More troops deployed along tense Bangladesh, Myanmar border
More troops deployed along tense Bangladesh, Myanmar border
DHAKA (AFP): Tensions remained high on the Bangladesh border with Myanmar on Thursday as both sides reinforced troops after a shootout over the construction of an illegal embankment, officials said.
Border guards, the Bangladesh Rifles (BDR), reinforced troops after Myanmar brought in additional forces, a security source here said, adding Dhaka was maintaining a strict vigilance.
BDR officials were quoted by the local media as saying they would retaliate if Myanmar moved to try to resume work on the dam.

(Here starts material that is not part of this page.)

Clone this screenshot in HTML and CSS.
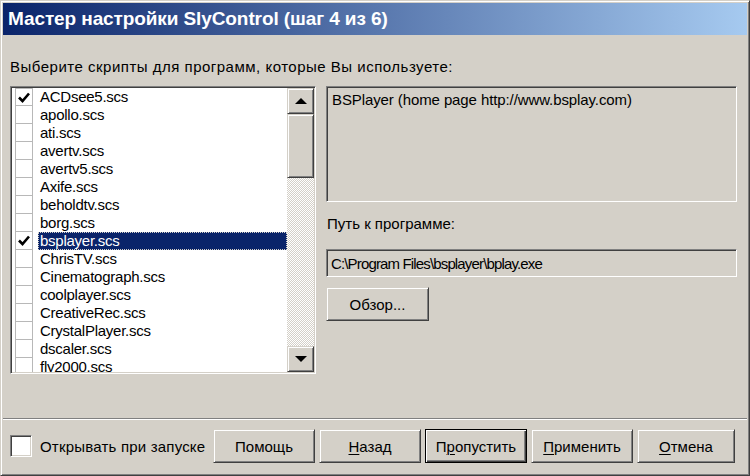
FILE: index.html
```html
<!DOCTYPE html>
<html lang="ru">
<head>
<meta charset="utf-8">
<title>Мастер настройки SlyControl</title>
<link rel="stylesheet" href="styles.css">
</head>
<body>
<div class="window">
  <div class="titlebar">Мастер настройки SlyControl (шаг 4 из 6)</div>
  <div class="content">
    <div class="prompt">Выберите скрипты для программ, которые Вы используете:</div>
    <div class="main">
      <div class="listbox">
        <ul class="items">
          <li class="item"><span class="cb"><svg viewBox="0 0 12 11" class="tick"><path d="M1 5.5 L4.5 9 L11 1.5"/></svg></span><span class="name">ACDsee5.scs</span></li>
          <li class="item"><span class="cb"></span><span class="name">apollo.scs</span></li>
          <li class="item"><span class="cb"></span><span class="name">ati.scs</span></li>
          <li class="item"><span class="cb"></span><span class="name">avertv.scs</span></li>
          <li class="item"><span class="cb"></span><span class="name">avertv5.scs</span></li>
          <li class="item"><span class="cb"></span><span class="name">Axife.scs</span></li>
          <li class="item"><span class="cb"></span><span class="name">beholdtv.scs</span></li>
          <li class="item"><span class="cb"></span><span class="name">borg.scs</span></li>
          <li class="item"><span class="cb"><svg viewBox="0 0 12 11" class="tick"><path d="M1 5.5 L4.5 9 L11 1.5"/></svg></span><span class="name selected">bsplayer.scs</span></li>
          <li class="item"><span class="cb"></span><span class="name">ChrisTV.scs</span></li>
          <li class="item"><span class="cb"></span><span class="name">Cinematograph.scs</span></li>
          <li class="item"><span class="cb"></span><span class="name">coolplayer.scs</span></li>
          <li class="item"><span class="cb"></span><span class="name">CreativeRec.scs</span></li>
          <li class="item"><span class="cb"></span><span class="name">CrystalPlayer.scs</span></li>
          <li class="item"><span class="cb"></span><span class="name">dscaler.scs</span></li>
          <li class="item"><span class="cb"></span><span class="name">fly2000.scs</span></li>
        </ul>
        <div class="scrollbar">
          <div class="sbtn"><span class="arrow up"></span></div>
          <div class="thumb"></div>
          <div class="track"></div>
          <div class="sbtn"><span class="arrow down"></span></div>
        </div>
      </div>
      <div class="side">
        <div class="field desc">BSPlayer (home page http://www.bsplay.com)</div>
        <div class="label">Путь к программе:</div>
        <div class="field path">C:\Program Files\bsplayer\bplay.exe</div>
        <button class="btn browse">Обзор...</button>
      </div>
    </div>
  </div>
  <div class="separator"></div>
  <div class="footer">
    <span class="bigcb"></span>
    <span class="cblabel">Открывать при запуске</span>
    <div class="buttons">
      <button class="btn">Помощь</button>
      <button class="btn"><u>Н</u>азад</button>
      <button class="btn default">П<u>р</u>опустить</button>
      <button class="btn"><u>П</u>рименить</button>
      <button class="btn"><u>О</u>тмена</button>
    </div>
  </div>
</div>
</body>
</html>
```

FILE: styles.css
```css
* { box-sizing: border-box; }
html, body { margin: 0; padding: 0; }
body {
  width: 750px;
  height: 476px;
  background: #d4d0c8;
  font-family: "Liberation Sans", Arial, sans-serif;
  font-size: 15px;
  color: #000;
  overflow: hidden;
}
.window {
  width: 750px;
  height: 476px;
  border: 1px solid;
  border-color: #d4d0c8 #404040 #404040 #d4d0c8;
  box-shadow: inset 1px 1px 0 #fff, inset -1px -1px 0 #808080;
  padding: 2px;
  display: flex;
  flex-direction: column;
}
.titlebar {
  height: 32px;
  background: linear-gradient(to right, #0a246a, #a6caf0);
  color: #fff;
  font-weight: bold;
  font-size: 19px;
  letter-spacing: -0.1px;
  line-height: 32px;
  padding-left: 5px;
  white-space: nowrap;
}
.content {
  padding: 24px 10px 0 7px;
}
.prompt {
  line-height: 16px;
  height: 16px;
  letter-spacing: 0.5px;
}
.main {
  display: flex;
  gap: 10px;
  margin-top: 11px;
  height: 288px;
}
.listbox {
  width: 306px;
  height: 288px;
  display: flex;
  background: #fff;
  border: 1px solid;
  border-color: #808080 #fff #fff #808080;
  box-shadow: inset 1px 1px 0 #404040, inset -1px -1px 0 #d4d0c8;
  padding: 1px;
}
.items {
  list-style: none;
  margin: 0;
  padding: 0 0 0 3px;
  flex: 1;
  overflow: hidden;
}
.item {
  display: flex;
  height: 18px;
  align-items: stretch;
}
.cb {
  width: 18px;
  flex: none;
  border: 1px solid #b8b8b8;
  border-top: none;
  display: flex;
  align-items: center;
  justify-content: center;
}
.item:first-child .cb { border-top: 1px solid #b8b8b8; }
.tick {
  width: 12px;
  height: 11px;
}
.tick path {
  fill: none;
  stroke: #000;
  stroke-width: 2.6;
}
.name {
  flex: 1;
  margin-left: 5px;
  padding-left: 2px;
  line-height: 18px;
  white-space: nowrap;
  letter-spacing: -0.25px;
}
.name.selected {
  background: #0a246a;
  color: #fff;
  outline: 1px dotted #d4d0c8;
  outline-offset: -1px;
}
.scrollbar {
  width: 27px;
  flex: none;
  display: flex;
  flex-direction: column;
}
.sbtn, .thumb, .btn {
  background: #d4d0c8;
  border: 1px solid;
  border-color: #d4d0c8 #404040 #404040 #d4d0c8;
  box-shadow: inset 1px 1px 0 #fff, inset -1px -1px 0 #808080;
}
.sbtn {
  height: 26px;
  display: flex;
  align-items: center;
  justify-content: center;
}
.thumb { height: 64px; }
.track {
  flex: 1;
  background: repeating-conic-gradient(#fff 0 25%, #d4d0c8 0 50%) 0 0 / 2px 2px;
}
.arrow {
  width: 0;
  height: 0;
  border-left: 6px solid transparent;
  border-right: 6px solid transparent;
}
.arrow.up { border-bottom: 6px solid #000; }
.arrow.down { border-top: 6px solid #000; }
.side {
  flex: 1;
  display: flex;
  flex-direction: column;
  align-items: flex-start;
}
.field {
  width: 100%;
  background: #d4d0c8;
  border: 1px solid;
  border-color: #808080 #fff #fff #808080;
  box-shadow: inset 1px 1px 0 #404040, inset -1px -1px 0 #d4d0c8;
  padding: 4px 5px;
  line-height: 18px;
  white-space: nowrap;
}
.desc { height: 116px; letter-spacing: -0.1px; }
.label {
  margin-top: 14px;
  line-height: 16px;
  height: 16px;
  padding-left: 1px;
}
.path {
  margin-top: 17px;
  height: 28px;
  padding-top: 5px;
  padding-left: 4px;
  letter-spacing: -0.85px;
}
.btn {
  font-family: inherit;
  font-size: 15px;
  color: #000;
  height: 34px;
  padding: 0;
  text-align: center;
}
.browse {
  width: 103px;
  margin-top: 10px;
}
.separator {
  margin-top: 44px;
  height: 2px;
  border-top: 1px solid #808080;
  border-bottom: 1px solid #fff;
}
.footer {
  display: flex;
  align-items: center;
  padding: 9px 12px 0 7px;
}
.bigcb {
  width: 22px;
  height: 22px;
  background: #fff;
  border: 1px solid;
  border-color: #808080 #fff #fff #808080;
  box-shadow: inset 1px 1px 0 #404040, inset -1px -1px 0 #d4d0c8;
}
.cblabel {
  margin-left: 8px;
  letter-spacing: 0.2px;
}
.buttons {
  margin-left: auto;
  display: grid;
  grid-template-columns: 102px 102px 102px 102px 98px;
  gap: 4px;
}
.btn.default {
  border-color: #000;
  box-shadow: inset 1px 1px 0 #fff, inset -1px -1px 0 #404040, inset -2px -2px 0 #808080;
}
u { text-decoration-thickness: 1px; text-underline-offset: 2px; }
```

The Daily Star newspaper said border guards armed with "heavy equipment" had been moved to the southeastern border, but the report could not be confirmed.
The two sides agreed to a ceasefire until Sunday, after they exchanged fire near the frontier post of Teknaf on Monday, officials said. Myanmar also agreed to suspend work on the dam for seven days.
Teknaf is opposite the Tutardip area of western Myanmar across the narrow Naaf river that divides the two countries.
The foreign ministry is awaiting a reply from Yangon that it would stop construction of the dam and Foreign Secretary Shafi Sami was expected to brief the press during a regular weekly briefing later Thursday.
Some 100 Myanmar laborers, backed by armed Nasaka frontier troops, have completed a two-mile stretch of a six-mile, eight- foot high dike, earlier reports said.
Bangladesh said it had not been told about the construction adding it violated a 1966 border river agreement between the two countries.
Border skirmishes between the two neighbors are not uncommon as Myanmar rebels from the separatist Rohingya Solidarity Organization regularly seek refuge in Bangladesh.
Bangladesh accuses Yangon of planting hundreds of landmines along the border, defying international law, under the pretext of curbing insurgency and smuggling. At least three people have been killed in mine blasts.